++++ Stored data ++++

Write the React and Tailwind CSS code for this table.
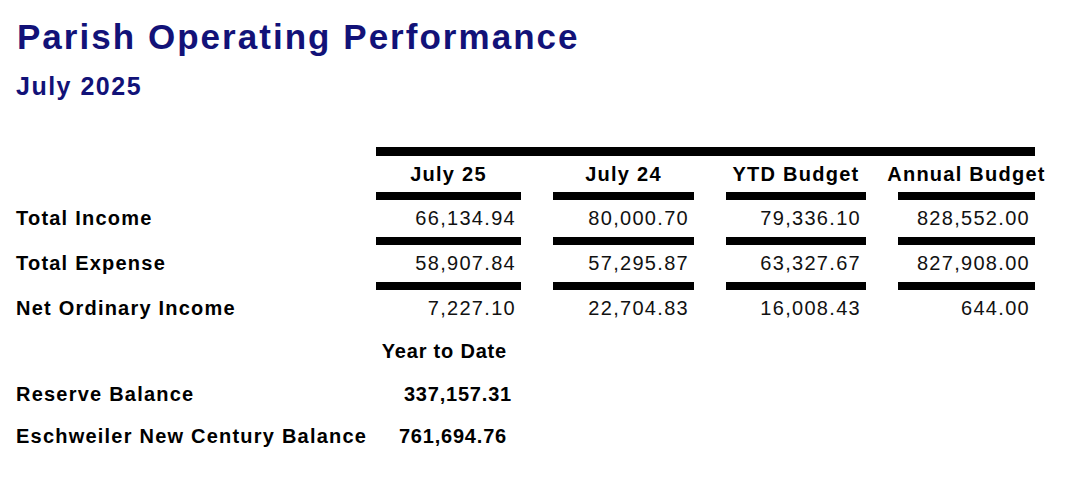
const cols = ["July 25", "July 24", "YTD Budget", "Annual Budget"];

const rows = [
  { label: "Total Income", values: ["66,134.94", "80,000.70", "79,336.10", "828,552.00"] },
  { label: "Total Expense", values: ["58,907.84", "57,295.87", "63,327.67", "827,908.00"] },
  { label: "Net Ordinary Income", values: ["7,227.10", "22,704.83", "16,008.43", "644.00"] },
];

const gridCols = "grid grid-cols-[145px_141px_140px_137px] gap-x-[32px]";

function DataRow({ label, values }) {
  return (
    <div className="flex">
      <div className="w-[360px] shrink-0 pt-[14px] font-bold text-[20px] leading-[24px] tracking-[0.061em] whitespace-nowrap">
        {label}
      </div>
      <div className={gridCols}>
        {values.map((v, i) => (
          <div key={i} className="flex flex-col">
            <div className="h-[8px] bg-black" />
            <div className="mt-[6px] pr-[5px] text-right text-[20px] leading-[24px] tracking-[0.065em] text-[#111]">{v}</div>
          </div>
        ))}
      </div>
    </div>
  );
}

export default function App() {
  return (
    <div
      className="w-[1083px] h-[482px] bg-white pl-[16px] text-black tracking-[0.05em] overflow-hidden"
      style={{ fontFamily: "'Liberation Sans', Arial, sans-serif" }}
    >
      <h1 className="pt-[17px] pl-[1px] text-[35px] leading-[40px] font-bold text-[#121278] tracking-[0.058em] whitespace-nowrap">
        Parish Operating Performance
      </h1>
      <h2 className="mt-[14px] text-[25px] leading-[30px] font-bold text-[#121278] tracking-[0.06em]">July 2025</h2>

      <div className="mt-[46px] ml-[360px] w-[659px] h-[9px] bg-black" />

      <div className="flex mt-[6px]">
        <div className="w-[360px] shrink-0" />
        <div className={gridCols}>
          {cols.map((c) => (
            <div key={c} className="flex justify-center whitespace-nowrap font-bold text-[20px] leading-[24px] tracking-[0.063em]">
              {c}
            </div>
          ))}
        </div>
      </div>

      <div className="mt-[6px] flex flex-col gap-[7px]">
        {rows.map((r) => (
          <DataRow key={r.label} {...r} />
        ))}
      </div>

      <div className="flex mt-[19px]">
        <div className="w-[360px] shrink-0" />
        <div className="w-[145px] pr-[14px] text-right font-bold text-[20px] leading-[24px] whitespace-nowrap">
          Year to Date
        </div>
      </div>
      <div className="flex mt-[19px] font-bold text-[20px] leading-[24px]">
        <div className="w-[360px] shrink-0 whitespace-nowrap tracking-[0.061em]">Reserve Balance</div>
        <div className="w-[145px] pr-[9px] text-right">337,157.31</div>
      </div>
      <div className="flex mt-[18px] font-bold text-[20px] leading-[24px]">
        <div className="w-[360px] shrink-0 whitespace-nowrap tracking-[0.061em]">Eschweiler New Century Balance</div>
        <div className="w-[145px] pr-[14px] text-right">761,694.76</div>
      </div>
    </div>
  );
}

++++

Quote all the lines above exactly as given. Do not include the pictures.

• **Finished exercise**:
Write the React and Tailwind CSS code for this table.
const cols = ["July 25", "July 24", "YTD Budget", "Annual Budget"];

const rows = [
  { label: "Total Income", values: ["66,134.94", "80,000.70", "79,336.10", "828,552.00"] },
  { label: "Total Expense", values: ["58,907.84", "57,295.87", "63,327.67", "827,908.00"] },
  { label: "Net Ordinary Income", values: ["7,227.10", "22,704.83", "16,008.43", "644.00"] },
];

const gridCols = "grid grid-cols-[145px_141px_140px_137px] gap-x-[32px]";

function DataRow({ label, values }) {
  return (
    <div className="flex">
      <div className="w-[360px] shrink-0 pt-[14px] font-bold text-[20px] leading-[24px] tracking-[0.061em] whitespace-nowrap">
        {label}
      </div>
      <div className={gridCols}>
        {values.map((v, i) => (
          <div key={i} className="flex flex-col">
            <div className="h-[8px] bg-black" />
            <div className="mt-[6px] pr-[5px] text-right text-[20px] leading-[24px] tracking-[0.065em] text-[#111]">{v}</div>
          </div>
        ))}
      </div>
    </div>
  );
}

export default function App() {
  return (
    <div
      className="w-[1083px] h-[482px] bg-white pl-[16px] text-black tracking-[0.05em] overflow-hidden"
      style={{ fontFamily: "'Liberation Sans', Arial, sans-serif" }}
    >
      <h1 className="pt-[17px] pl-[1px] text-[35px] leading-[40px] font-bold text-[#121278] tracking-[0.058em] whitespace-nowrap">
        Parish Operating Performance
      </h1>
      <h2 className="mt-[14px] text-[25px] leading-[30px] font-bold text-[#121278] tracking-[0.06em]">July 2025</h2>

      <div className="mt-[46px] ml-[360px] w-[659px] h-[9px] bg-black" />

      <div className="flex mt-[6px]">
        <div className="w-[360px] shrink-0" />
        <div className={gridCols}>
          {cols.map((c) => (
            <div key={c} className="flex justify-center whitespace-nowrap font-bold text-[20px] leading-[24px] tracking-[0.063em]">
              {c}
            </div>
          ))}
        </div>
      </div>

      <div className="mt-[6px] flex flex-col gap-[7px]">
        {rows.map((r) => (
          <DataRow key={r.label} {...r} />
        ))}
      </div>

      <div className="flex mt-[19px]">
        <div className="w-[360px] shrink-0" />
        <div className="w-[145px] pr-[14px] text-right font-bold text-[20px] leading-[24px] whitespace-nowrap">
          Year to Date
        </div>
      </div>
      <div className="flex mt-[19px] font-bold text-[20px] leading-[24px]">
        <div className="w-[360px] shrink-0 whitespace-nowrap tracking-[0.061em]">Reserve Balance</div>
        <div className="w-[145px] pr-[9px] text-right">337,157.31</div>
      </div>
      <div className="flex mt-[18px] font-bold text-[20px] leading-[24px]">
        <div className="w-[360px] shrink-0 whitespace-nowrap tracking-[0.061em]">Eschweiler New Century Balance</div>
        <div className="w-[145px] pr-[14px] text-right">761,694.76</div>
      </div>
    </div>
  );
}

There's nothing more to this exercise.